Several of the men have lost love, joyfulness, and meaning. As a result of the war, several men lost the ideal life they would have probably had, had they not been drafted into the war. Many men lost their families, girlfriends, friends, and the ability to form healthy, normal relationships with other people. Nearly all the men lost any sense of morality that they may have had when they entered the war. Each man had his own personal battles going on in conjunction with the war. Paranoia, edginess, and viciousness were things no man could avoid during the war; some couldn’t avoid it even after.
The author conveys a sense of reality in the concept of war. He makes it something concrete that can be easily understood, yet impossible to fathom at the same time. He is able to give us glimpses of the relationships the men formed with each other and how they were all able to bond because they were in the same situation. No one volunteered for this, and nearly everyone yearned to be elsewhere. Nevertheless, all the men were there together. They looked after each other as best they could and did their duties. Above all, they feared. This fear caused them to participate in the war and to become ruthless killing machines. After all, it’s kill or be killed.
I find the novel very attention grabbing and couldn’t wait to turn the next page. “And in the end, of course, a true war story is never about war.” (p. 85) He writes about life, and I soak it all in eagerly, understanding so much more. War was a part of life for these men.

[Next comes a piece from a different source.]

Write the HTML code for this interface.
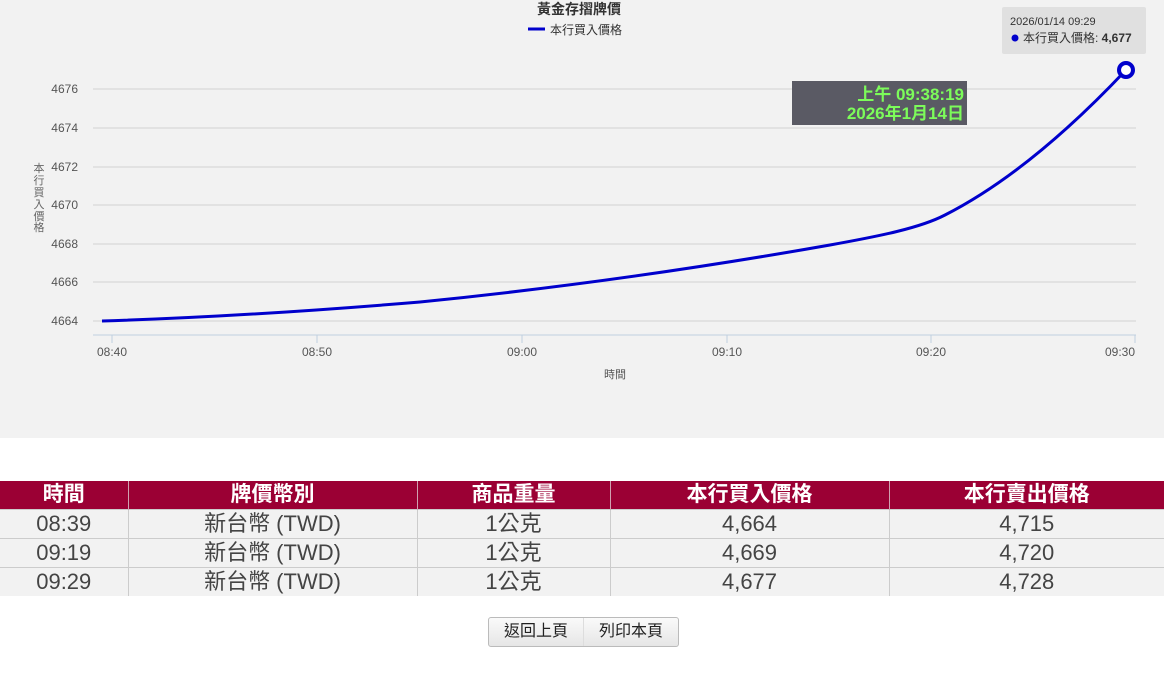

They did their duty and this is how one of them feels about it.
6 February 2008
Based on/Inspired by: The Things They Carried, by Author Tim O’Brien
“And in the end, of course, no true war story is ever about war. It’s about sunlight. It’s about the special way that dawn spreads out on a river when you know you must cross the river and march into the mountains and do things you are afraid to do. It’s about love and memory. It’s about sorrow. It’s about sisters who never write back and people who never listen.” (How to Tell a True War Story – O’Brien 85)
“No true war story is ever about war.” A true story is never really only about the actually material it’s made of. A true story can’t be limited by a category or the one word topic it’s based on. If any story is to be a worthwhile story, it will have a point, or several deeper meanings. The wonderful thing about the human psyche is that we are able to spin nearly all scenarios around to allow ourselves to relate to others. In good songs, you can nearly always find an element that applies to you. This applies just as readily to good stories. We are free to interpret meanings for ourselves. Even great works of knowledge like The Bible are available for individual assessment and application to our own circumstance.
Life happens no matter where you are, or what you’re doing there. The war was just a circumstance, as all plots are; just a foundation for all the heart connections and relationships these men formed with each other. The war was merely a detail, a background for their lives. It was never about war for any of them. Throughout time, where you were and what you had never really meant anything. The only thing that did was who you met there, and what you felt. We create bonds and build bridges between hearts through memories; when or where never mattered.
“It’s about…march[ing] into the mountains [to do] things you are afraid to do” is the epitome of all the situations in your life when you’ve been headed straight for the horrid inevitable. He writes about the essence of fear against the steady trudge forward of time. We can’t stop and delay its onset or sit and wait for it. Life happens no matter what we do to try and halt it. John Lennon once wrote in one of his songs, “Life is what happens to you while you’re busy making other plans.” I’d say he’s right for most people.
“It’s about love and memory. It’s about sorrow.” O’Brien means that stories are about sharing and expressing love and remembering the past. “The thing about remembering is that you don’t forget. You take your material where you find it, which is in your life, at the intersection of past and present.” (Spin – O’Brien 34) Some stories are told while feeling sad that the experience has become little more than a story now, but others are told to celebrate that they happened. There is hope in storytelling. You hope people will come to understand things a little better.
“It’s about sunlight. It’s about the special way that dawn spreads out on a river… It’s about sisters who never write back and people who never listen.” Tim O’Brien is trying to say that it’s these things in life that matter the most. Stories are about sharing and expressing love and remembering the past. Basic human connections and relationships are what mattered, and always will matter, the most. They are the only parts worth mentioning. Without the love and support of family and friends, life is merely existence; happiness mearly a myth. In the end, there really is no such thing as a true war story; unless, of course, you can feel it as a life story. More than anything, this novel is about connection. The stories connect us, bring us together across time. Not just war stories, but all stories.